Query patients about a history of international travel, contact with foreign visitors, transit through an international
airport, or possible exposure to a measles patient in the 3 weeks prior to symptom onset.

Check the CDC measles outbreak website and CDPH measles HAN page for up to date information on local and domestic exposure locations.

If the patient has a history consistent with exposure or a clinical presentation highly suggestive of measles* (with or
without exposure history), then consider testing for measles. *Clinical consultation with CDPH recommended.

Measles Testing Recommendations
Contact the health department immediately to facilitate testing:
Monday-Friday during normal working hours call: 312-743-9000

After hours, weekends, and holidays, call 311 and ask for the communicable disease physician on-call.

Measles Serology (via commercial reference laboratory)

1. Detection of specific IgM antibodies in a serum sample collected within the first few days of rash onset can provide presumptive evidence of a current or recent measles virus infection.
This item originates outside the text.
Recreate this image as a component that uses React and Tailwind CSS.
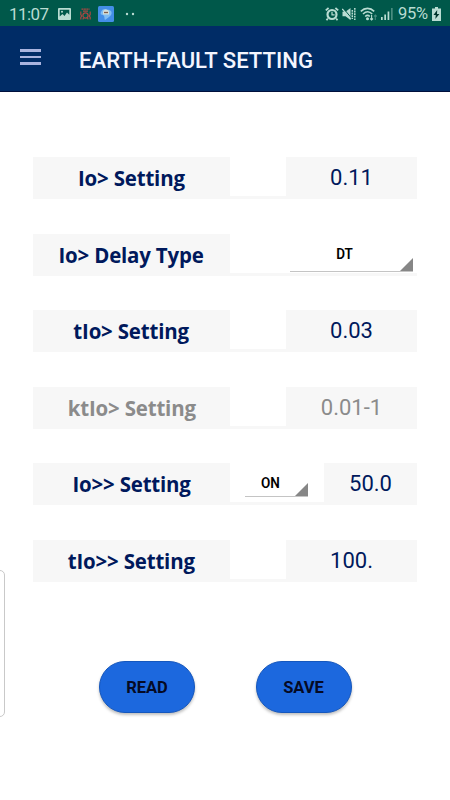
// Earth-fault relay setting screen
const ROWS = [
  { id: "io", label: "Io> Setting", value: "0.11" },
  { id: "ioDelay", label: "Io> Delay Type", select: "DT" },
  { id: "tio", label: "tIo> Setting", value: "0.03" },
  { id: "ktio", label: "ktIo> Setting", value: "0.01-1", disabled: true },
  { id: "io2", label: "Io>> Setting", value: "50.0", select: "ON" },
  { id: "tio2", label: "tIo>> Setting", value: "100." },
];

function StatusBar() {
  return (
    <div className="flex h-[26px] items-center bg-[#00584a] pl-[9px] pt-[1px] text-[#b9dcd2]">
      <span className="w-[49px] pt-[2px] text-[17px] leading-none tracking-[-0.6px]">11:07</span>
      <svg className="h-[12px] w-[13px]" viewBox="0 0 13 12">
        <rect width="13" height="12" rx="1" fill="currentColor" />
        <path d="M1.700 1.700h9.600v5L9 4.600 6.500 8 4.500 6 1.700 8.500z" fill="#00584a" />
        <circle cx="4" cy="3.800" r="1" fill="currentColor" />
      </svg>
      <svg
        className="ml-[9px] h-[12px] w-[11px]"
        viewBox="0 0 11 12"
        fill="none"
        stroke="#a94743"
        strokeWidth="1.2"
      >
        <path d="M1.500 1.200h8" strokeDasharray="2 .4" />
        <path d="M.8 3.500v3l.8 1.500-.8 1.500v2M10.200 3.500v3L9.400 8l.8 1.500v2M3 3.200h5M2.700 11.400l1-1.400M8.300 11.400l-1-1.400" />
        <circle cx="5.500" cy="7.500" r="2.600" />
      </svg>
      <svg className="ml-[7px] h-[16px] w-[16px]" viewBox="0 0 16 16">
        <rect width="16" height="16" rx="1.5" fill="#438ee8" />
        <path d="M3 6c2-4 5-3 6-2 3-1 6 2 4 5-1 2-4 3-6 5-1-2 0-4-2-5C3 9 2 8 3 6z" fill="#80bdf3" />
        <path d="M5 6a3 2.500 0 0 1 6 0v2.500H5z" fill="#d4dfda" />
        <path d="M6 6.500h4" stroke="#805f52" strokeWidth="1.3" />
      </svg>
      <svg className="ml-[11px] h-[4px] w-[10px]" viewBox="0 0 10 4" fill="currentColor">
        <circle cx="2" cy="2" r="1.2" />
        <circle cx="8" cy="2" r="1.2" />
      </svg>

      <svg
        className="ml-auto h-[14px] w-[14px]"
        viewBox="0 0 14 14"
        fill="none"
        stroke="currentColor"
      >
        <circle cx="7" cy="7.5" r="4.5" strokeWidth="2.200" />
        <path d="M.8 3.4L3.6 1M13.2 3.4L10.4 1M2.8 11.5l-1.3 1.7M11.2 11.5l1.3 1.7" strokeWidth="1.8" />
        <path d="M7 4.8v3h2.6" strokeWidth="1.2" />
      </svg>
      <svg
        className="ml-[3px] h-[14px] w-[14px]"
        viewBox="0 0 14 14"
        fill="none"
        stroke="currentColor"
      >
        <path d="M.5 4.800h3L8.500 1v12L3.500 9.200h-3z" fill="currentColor" stroke="none" />
        <path d="M1.500 1.500l7.500 9" stroke="#00584a" strokeWidth="1" />
        <path d="M.3 1.800l8.200 10.400" strokeWidth="1.3" />
        <path d="M10.300 3v9M12.800 1v12" strokeWidth="1.5" strokeDasharray="1.800 .8" />
      </svg>
      <svg
        className="ml-[4px] h-[14px] w-[18px]"
        viewBox="0 0 18 14"
        fill="none"
        stroke="currentColor"
        strokeWidth="1.6"
      >
        <path d="M.8 4.4c4-4 9.500-4 13.400 0M3 7c3-2.800 6.400-2.800 9.200 0M5.200 9.500c1.600-1.400 3.200-1.400 4.600 0" />
        <circle cx="7.500" cy="11.700" r=".7" fill="currentColor" />
        <path d="M11.600 8v5M10.200 11.500l1.400 1.500 1.400-1.500" strokeWidth="1.1" />
        <path d="M15.300 13V8M14 9.500L15.300 8l1.400 1.500" strokeWidth="1.1" opacity=".4" />
      </svg>
      <svg className="ml-[3px] h-[13px] w-[12px]" viewBox="0 0 12 13" fill="currentColor">
        <path d="M0 10h1.700v3H0zM3.300 7.500H5V13H3.300zM6.600 4.500h1.700V13H6.600z" />
        <path d="M10 1h1.700v12H10z" opacity=".4" />
      </svg>
      <span className="ml-[5px] w-[30px] pt-[2px] text-[16.5px] leading-none tracking-[-0.3px]">95%</span>
      <svg className="ml-[4px] mr-[9px] h-[14px] w-[9px]" viewBox="0 0 9 14">
        <path d="M3 0h3v1.500h3V14H0V1.500h3z" fill="currentColor" />
        <path d="M5.200 3L1.500 8h2.300l-.5 4L7.400 7H5z" fill="#00352c" />
      </svg>
    </div>
  );
}

function Spinner({ value, className }) {
  return (
    <div
      className={`relative flex justify-center border-b border-[#c4c4c4] leading-none text-black ${className}`}
    >
      <span className="scale-y-[1.08] text-[13.5px] font-semibold">{value}</span>
      <svg className="absolute bottom-0 right-0 h-[13px] w-[13px]" viewBox="0 0 13 13">
        <path d="M13 0v13H0z" fill="#868686" />
      </svg>
    </div>
  );
}

function SettingRow({ row }) {
  const color = row.disabled ? "text-[#8b8b8b]" : "text-[#00195c]";
  const onlySelect = row.select && !row.value;

  return (
    <div className="flex h-[42px] bg-[#f7f7f7]">
      <div
        className={`flex w-[197px] items-center justify-center whitespace-nowrap pb-[1px] font-['Open_Sans'] text-[22px] font-bold tracking-[-0.2px] ${color}`}
      >
        <span className="origin-center scale-x-[0.93]">{row.label}</span>
      </div>
      {onlySelect ? (
        <div className="flex h-[39px] flex-1 bg-white pl-[60px] pr-[4px]">
          <Spinner value={row.select} className="h-[38px] w-full pr-[14px] pt-[14px]" />
        </div>
      ) : row.select ? (
        <div className="h-[39px] w-[94px] bg-white pl-[15px]">
          <Spinner value={row.select} className="h-[34px] w-[63px] pr-[12px] pt-[14px]" />
        </div>
      ) : (
        <div className="h-[39px] w-[56px] bg-white" />
      )}
      {row.value && (
        <div
          className={`flex flex-1 items-center justify-center text-[22px] leading-none ${color}`}
        >
          {row.value}
        </div>
      )}
    </div>
  );
}

function ActionButton({ children }) {
  return (
    <button
      type="button"
      className="h-[52px] w-[96px] rounded-full border border-[#1557bd] bg-[#1c68de] pt-[2px] text-[16.5px] font-bold text-[#050a24] shadow-[0_2px_3px_rgba(0,0,0,0.25)]"
    >
      {children}
    </button>
  );
}

export default function App() {
  return (
    <div className="relative h-[800px] w-[450px] overflow-hidden bg-white font-[Roboto,sans-serif]">
      <StatusBar />
      <header className="flex h-[66px] items-center border-b border-[#00103c] bg-[#002c66] pl-[20px]">
        <div className="mb-[3px] flex w-[21px] flex-col gap-[4px]">
          <span className="h-[3px] bg-[#a9b4df]" />
          <span className="h-[2px] bg-[#a9b4df]" />
          <span className="h-[3px] bg-[#a9b4df]" />
        </div>
        <h1 className="ml-[38px] mt-[3px] whitespace-nowrap text-[22.1px] font-medium leading-none text-[#f4f6ff]">
          EARTH-FAULT SETTING
        </h1>
      </header>

      <main className="flex flex-col gap-[34.6px] px-[33px] pt-[65px]">
        {ROWS.map((row) => (
          <SettingRow key={row.id} row={row} />
        ))}
      </main>

      <div className="flex gap-[60.5px] pl-[99px] pt-[79px]">
        <ActionButton>READ</ActionButton>
        <ActionButton>SAVE</ActionButton>
      </div>

      {/* edge panel handle */}
      <div className="absolute left-[-6px] top-[570px] h-[147px] w-[11px] rounded-[5px] border border-[#c9c9c9] bg-white" />
    </div>
  );
}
However, because no assay is 100% specific, serologic testing of non-measles cases using any assay will occasionally produce false positive IgM results.

2. Draw 1-2 ml blood in a red top tube; spin down serum if possible. NOTE: 50-100 µl of capillary blood (approximately 3 capillary tubes) may be collected in situations where venipuncture is not preferred, such as for young children.
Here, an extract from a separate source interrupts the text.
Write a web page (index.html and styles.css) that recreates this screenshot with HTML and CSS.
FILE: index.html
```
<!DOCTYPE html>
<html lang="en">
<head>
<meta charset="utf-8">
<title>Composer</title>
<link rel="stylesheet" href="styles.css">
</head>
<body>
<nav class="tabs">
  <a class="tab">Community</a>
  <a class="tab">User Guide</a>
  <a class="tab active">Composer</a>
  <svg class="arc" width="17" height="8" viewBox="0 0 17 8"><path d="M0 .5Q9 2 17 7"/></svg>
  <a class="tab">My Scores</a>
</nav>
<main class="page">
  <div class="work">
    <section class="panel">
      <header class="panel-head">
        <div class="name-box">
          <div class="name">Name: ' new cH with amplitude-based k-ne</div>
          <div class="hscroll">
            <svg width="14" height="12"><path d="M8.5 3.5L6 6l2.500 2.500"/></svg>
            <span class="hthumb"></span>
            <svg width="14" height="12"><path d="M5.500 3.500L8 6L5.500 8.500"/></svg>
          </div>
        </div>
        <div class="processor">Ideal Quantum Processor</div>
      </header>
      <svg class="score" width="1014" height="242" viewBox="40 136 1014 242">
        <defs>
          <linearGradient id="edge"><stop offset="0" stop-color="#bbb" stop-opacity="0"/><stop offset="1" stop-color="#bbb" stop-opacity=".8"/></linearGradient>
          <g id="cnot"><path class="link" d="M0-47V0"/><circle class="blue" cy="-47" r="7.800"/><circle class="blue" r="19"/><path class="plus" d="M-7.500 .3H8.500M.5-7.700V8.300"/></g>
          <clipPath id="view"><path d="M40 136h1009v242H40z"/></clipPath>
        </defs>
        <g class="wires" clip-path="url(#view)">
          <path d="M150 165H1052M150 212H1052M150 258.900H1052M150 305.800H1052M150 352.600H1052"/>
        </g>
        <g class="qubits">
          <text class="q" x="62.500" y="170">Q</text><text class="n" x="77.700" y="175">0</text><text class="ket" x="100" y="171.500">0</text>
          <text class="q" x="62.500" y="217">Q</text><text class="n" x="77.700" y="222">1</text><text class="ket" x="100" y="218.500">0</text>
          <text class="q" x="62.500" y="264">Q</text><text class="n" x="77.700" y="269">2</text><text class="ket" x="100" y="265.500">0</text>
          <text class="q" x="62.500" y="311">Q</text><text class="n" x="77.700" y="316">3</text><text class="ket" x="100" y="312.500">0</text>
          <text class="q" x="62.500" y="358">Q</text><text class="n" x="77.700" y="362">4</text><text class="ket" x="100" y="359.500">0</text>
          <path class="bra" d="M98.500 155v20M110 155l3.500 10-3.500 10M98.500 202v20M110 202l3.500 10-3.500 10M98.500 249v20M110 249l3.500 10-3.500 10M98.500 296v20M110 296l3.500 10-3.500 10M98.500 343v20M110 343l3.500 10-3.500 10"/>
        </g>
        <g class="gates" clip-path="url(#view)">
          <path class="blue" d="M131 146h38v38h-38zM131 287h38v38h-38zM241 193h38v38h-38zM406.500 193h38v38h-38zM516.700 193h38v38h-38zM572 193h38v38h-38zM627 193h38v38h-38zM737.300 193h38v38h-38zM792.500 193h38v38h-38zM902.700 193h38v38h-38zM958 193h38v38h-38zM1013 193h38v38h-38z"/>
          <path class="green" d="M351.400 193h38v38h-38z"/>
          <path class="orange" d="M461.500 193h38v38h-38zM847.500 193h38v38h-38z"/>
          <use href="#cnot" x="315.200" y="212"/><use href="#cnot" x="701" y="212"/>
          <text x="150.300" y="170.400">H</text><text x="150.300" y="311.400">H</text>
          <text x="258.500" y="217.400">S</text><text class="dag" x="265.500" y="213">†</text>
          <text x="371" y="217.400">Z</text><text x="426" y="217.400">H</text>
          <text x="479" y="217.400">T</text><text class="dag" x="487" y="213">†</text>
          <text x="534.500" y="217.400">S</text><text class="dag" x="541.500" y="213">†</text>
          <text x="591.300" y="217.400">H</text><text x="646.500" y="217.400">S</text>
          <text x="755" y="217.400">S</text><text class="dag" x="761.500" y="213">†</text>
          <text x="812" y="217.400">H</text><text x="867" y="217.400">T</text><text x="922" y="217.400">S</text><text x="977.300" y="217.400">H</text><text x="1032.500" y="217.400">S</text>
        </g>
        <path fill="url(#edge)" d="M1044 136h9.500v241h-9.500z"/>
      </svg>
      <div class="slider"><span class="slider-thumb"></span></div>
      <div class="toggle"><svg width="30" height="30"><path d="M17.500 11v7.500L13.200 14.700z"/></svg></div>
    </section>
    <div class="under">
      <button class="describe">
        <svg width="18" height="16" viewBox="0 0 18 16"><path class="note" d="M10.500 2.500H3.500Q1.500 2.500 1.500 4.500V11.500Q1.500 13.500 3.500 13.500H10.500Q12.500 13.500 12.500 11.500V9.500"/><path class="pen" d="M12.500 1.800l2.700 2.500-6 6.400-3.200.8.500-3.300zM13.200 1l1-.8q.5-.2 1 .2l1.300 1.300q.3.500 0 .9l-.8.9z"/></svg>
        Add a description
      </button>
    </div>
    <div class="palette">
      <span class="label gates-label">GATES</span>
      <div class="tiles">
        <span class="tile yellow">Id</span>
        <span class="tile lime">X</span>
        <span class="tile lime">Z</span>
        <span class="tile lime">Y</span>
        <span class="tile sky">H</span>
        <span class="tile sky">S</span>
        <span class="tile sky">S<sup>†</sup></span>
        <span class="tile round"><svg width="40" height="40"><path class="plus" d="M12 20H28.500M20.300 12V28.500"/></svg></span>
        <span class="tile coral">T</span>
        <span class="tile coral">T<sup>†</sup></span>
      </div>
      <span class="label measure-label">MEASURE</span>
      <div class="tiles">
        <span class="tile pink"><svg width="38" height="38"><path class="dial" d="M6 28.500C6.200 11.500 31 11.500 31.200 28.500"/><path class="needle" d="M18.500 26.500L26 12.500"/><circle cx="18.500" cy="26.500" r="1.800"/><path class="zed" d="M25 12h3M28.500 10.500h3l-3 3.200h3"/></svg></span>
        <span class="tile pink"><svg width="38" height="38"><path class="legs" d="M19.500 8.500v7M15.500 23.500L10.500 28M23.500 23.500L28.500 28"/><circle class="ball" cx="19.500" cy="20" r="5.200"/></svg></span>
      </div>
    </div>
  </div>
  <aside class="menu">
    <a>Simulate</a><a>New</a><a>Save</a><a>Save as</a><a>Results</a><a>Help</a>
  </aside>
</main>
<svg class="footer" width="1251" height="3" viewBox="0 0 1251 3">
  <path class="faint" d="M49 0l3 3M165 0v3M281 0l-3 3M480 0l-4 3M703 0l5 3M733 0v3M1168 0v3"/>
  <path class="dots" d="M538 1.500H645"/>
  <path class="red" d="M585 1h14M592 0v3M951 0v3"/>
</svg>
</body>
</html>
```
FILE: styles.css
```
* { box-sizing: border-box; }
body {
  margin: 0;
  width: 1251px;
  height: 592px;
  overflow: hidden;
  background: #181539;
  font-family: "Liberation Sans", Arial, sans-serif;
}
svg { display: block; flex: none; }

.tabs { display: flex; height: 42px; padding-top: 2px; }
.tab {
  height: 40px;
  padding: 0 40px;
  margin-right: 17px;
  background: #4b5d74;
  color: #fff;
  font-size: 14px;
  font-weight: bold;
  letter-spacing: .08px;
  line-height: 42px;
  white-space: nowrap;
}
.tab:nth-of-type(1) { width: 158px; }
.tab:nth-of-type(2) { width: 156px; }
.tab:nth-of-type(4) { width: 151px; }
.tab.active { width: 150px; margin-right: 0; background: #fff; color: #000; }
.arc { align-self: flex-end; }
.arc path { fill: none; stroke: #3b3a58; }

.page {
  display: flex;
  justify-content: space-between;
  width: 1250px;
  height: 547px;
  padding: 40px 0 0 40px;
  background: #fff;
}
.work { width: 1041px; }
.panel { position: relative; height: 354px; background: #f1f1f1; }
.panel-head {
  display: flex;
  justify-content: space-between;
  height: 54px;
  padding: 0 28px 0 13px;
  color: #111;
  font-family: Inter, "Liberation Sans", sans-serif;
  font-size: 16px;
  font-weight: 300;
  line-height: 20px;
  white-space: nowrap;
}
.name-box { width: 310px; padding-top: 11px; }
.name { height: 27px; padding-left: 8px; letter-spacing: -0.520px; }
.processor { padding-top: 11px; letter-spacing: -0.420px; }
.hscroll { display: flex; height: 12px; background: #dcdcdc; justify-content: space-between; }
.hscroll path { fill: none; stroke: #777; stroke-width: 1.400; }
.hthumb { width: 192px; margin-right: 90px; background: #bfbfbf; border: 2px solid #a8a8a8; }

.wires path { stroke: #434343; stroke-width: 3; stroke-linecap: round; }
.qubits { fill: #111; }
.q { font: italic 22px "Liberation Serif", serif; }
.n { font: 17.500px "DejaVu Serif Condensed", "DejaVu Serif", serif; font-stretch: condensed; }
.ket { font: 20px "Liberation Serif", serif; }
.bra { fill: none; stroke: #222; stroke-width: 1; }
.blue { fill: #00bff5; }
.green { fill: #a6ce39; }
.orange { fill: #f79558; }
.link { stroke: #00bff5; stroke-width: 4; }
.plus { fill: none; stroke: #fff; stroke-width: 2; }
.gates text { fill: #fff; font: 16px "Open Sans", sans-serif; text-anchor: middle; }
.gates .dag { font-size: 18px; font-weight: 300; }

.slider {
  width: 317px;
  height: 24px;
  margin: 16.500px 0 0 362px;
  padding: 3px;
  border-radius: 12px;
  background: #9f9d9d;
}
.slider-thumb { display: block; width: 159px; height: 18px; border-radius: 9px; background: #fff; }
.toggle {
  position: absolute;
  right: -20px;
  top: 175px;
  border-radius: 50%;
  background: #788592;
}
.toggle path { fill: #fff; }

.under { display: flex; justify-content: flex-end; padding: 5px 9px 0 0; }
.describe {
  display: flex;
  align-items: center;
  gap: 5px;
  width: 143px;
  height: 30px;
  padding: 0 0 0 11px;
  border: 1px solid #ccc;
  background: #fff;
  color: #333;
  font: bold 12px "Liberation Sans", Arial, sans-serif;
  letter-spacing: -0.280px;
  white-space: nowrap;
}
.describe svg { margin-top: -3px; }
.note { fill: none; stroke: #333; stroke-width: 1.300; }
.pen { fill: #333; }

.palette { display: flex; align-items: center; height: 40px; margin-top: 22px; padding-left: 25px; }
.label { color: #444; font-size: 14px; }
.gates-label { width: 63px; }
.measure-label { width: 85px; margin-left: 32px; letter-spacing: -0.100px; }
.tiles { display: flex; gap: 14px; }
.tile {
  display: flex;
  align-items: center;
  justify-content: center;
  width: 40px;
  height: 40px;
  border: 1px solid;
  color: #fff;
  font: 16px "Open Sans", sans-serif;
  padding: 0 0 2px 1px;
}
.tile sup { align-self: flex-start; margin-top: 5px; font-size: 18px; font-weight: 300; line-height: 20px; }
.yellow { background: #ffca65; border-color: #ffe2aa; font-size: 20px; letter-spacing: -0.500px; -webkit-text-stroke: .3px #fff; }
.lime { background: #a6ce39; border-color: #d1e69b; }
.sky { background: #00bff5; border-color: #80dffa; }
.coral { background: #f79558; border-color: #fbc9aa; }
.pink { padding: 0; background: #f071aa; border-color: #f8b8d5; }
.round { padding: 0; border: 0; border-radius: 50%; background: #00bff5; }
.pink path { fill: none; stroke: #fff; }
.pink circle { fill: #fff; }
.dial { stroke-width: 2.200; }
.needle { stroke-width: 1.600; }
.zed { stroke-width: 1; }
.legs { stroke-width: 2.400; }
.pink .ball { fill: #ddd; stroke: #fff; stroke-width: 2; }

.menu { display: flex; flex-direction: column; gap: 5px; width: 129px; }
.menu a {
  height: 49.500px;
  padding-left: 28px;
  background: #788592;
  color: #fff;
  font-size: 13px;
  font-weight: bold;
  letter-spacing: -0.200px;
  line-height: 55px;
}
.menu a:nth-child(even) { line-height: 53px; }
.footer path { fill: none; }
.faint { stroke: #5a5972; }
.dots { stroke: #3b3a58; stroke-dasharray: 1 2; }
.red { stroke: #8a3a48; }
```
3. Draw blood for IgM antibody testing as soon as possible. Occasionally, false-negative measles IgM results occur when blood specimens are collected within 72 hours after rash onset. A second blood sample, collected 72 hours after rash onset, should be tested in this situation. A positive serologic test result for measles IgM antibody indicates recent infection or recent vaccination.

4. Obtain acute and convalescent serum specimens for measles specific IgG antibody to confirm a measles diagnosis. Acute and convalescent specimens should be tested as paired sera. Draw blood for acute IgG as early as possible when measles infection is suspected. For convenience, the blood drawn for measles IgM antibody testing may be used for the acute IgG. Draw blood for convalescent IgG approximately 2 weeks after blood was drawn for the acute IgG.